Do Americans live in a free society when there are a myriad of federal and state laws that restrict, regulate, or prohibit gambling?
Do Americans live in a free society when they need a license to cut someone’s hair?
Do Americans live in a free society when the government seizes more assets from Americans than the amount of money taken in burglaries?
Do Americans live in a free society when they collectively spend more in taxes than they do on food, clothing, and housing combined?
Do Americans live in a free society when they can be locked in a cage for possessing too much of a plant the government doesn’t approve of?
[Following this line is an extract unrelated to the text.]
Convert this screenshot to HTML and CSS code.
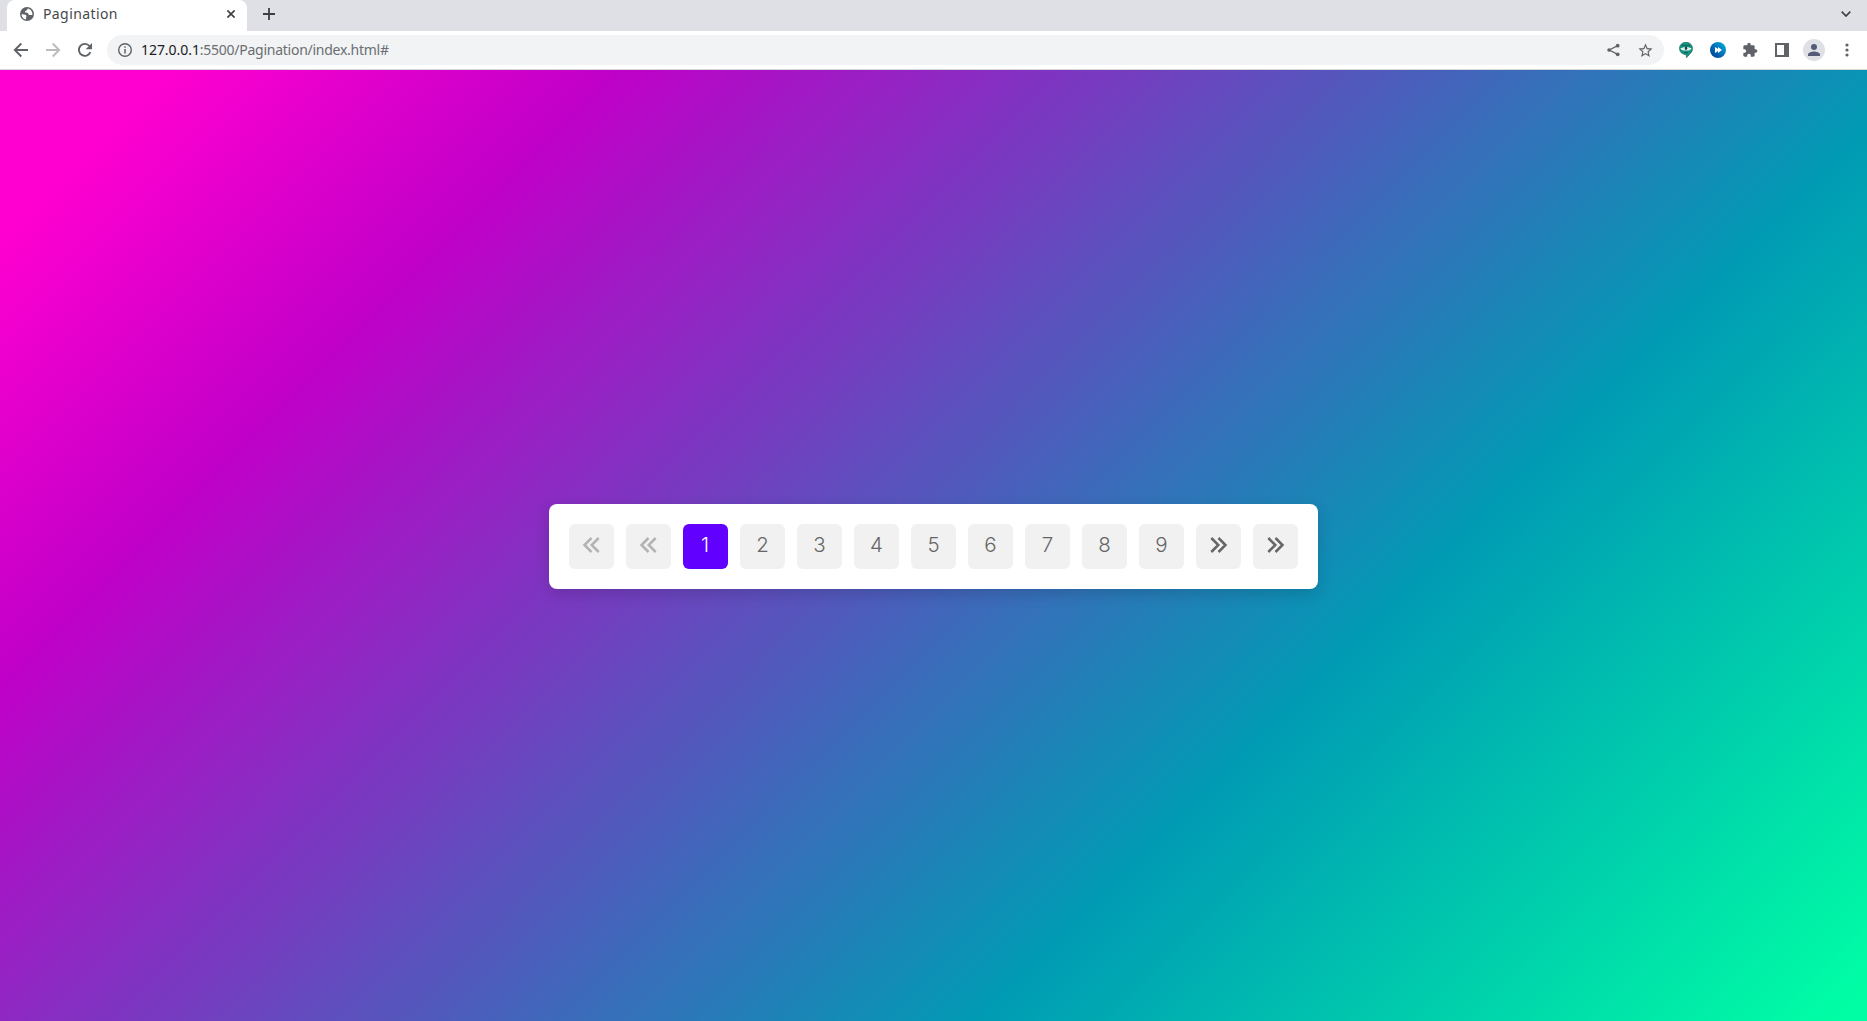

And then, to add insult to injury, we also live in a nanny state. We have a government full of politicians, bureaucrats, and regulators, and a society full of statists, authoritarians, and busybodies, who all want to use the force of government to impose their values, hinder personal freedom, remake society in their own image, restrict economic activity, compel people to associate with people they may not want to associate with, and limit the size of soft drinks you can purchase at a convenience store.
Yet, most Americans think that because they can find fifty varieties of salad dressing at the grocery store, choose from among a hundred types of wine at the liquor store, select a television channel from over 1,000 choices, download any movie or song they want from the Internet, and sit at home for hours playing the latest video game that they live in a free society. They are oblivious to the extent of government encroachment on their freedoms. They are complacent when it comes to government edicts. And they are ignorant as to what a free society really means.
Wake up, and don’t be one of them. And don’t settle for less than a genuinely free society.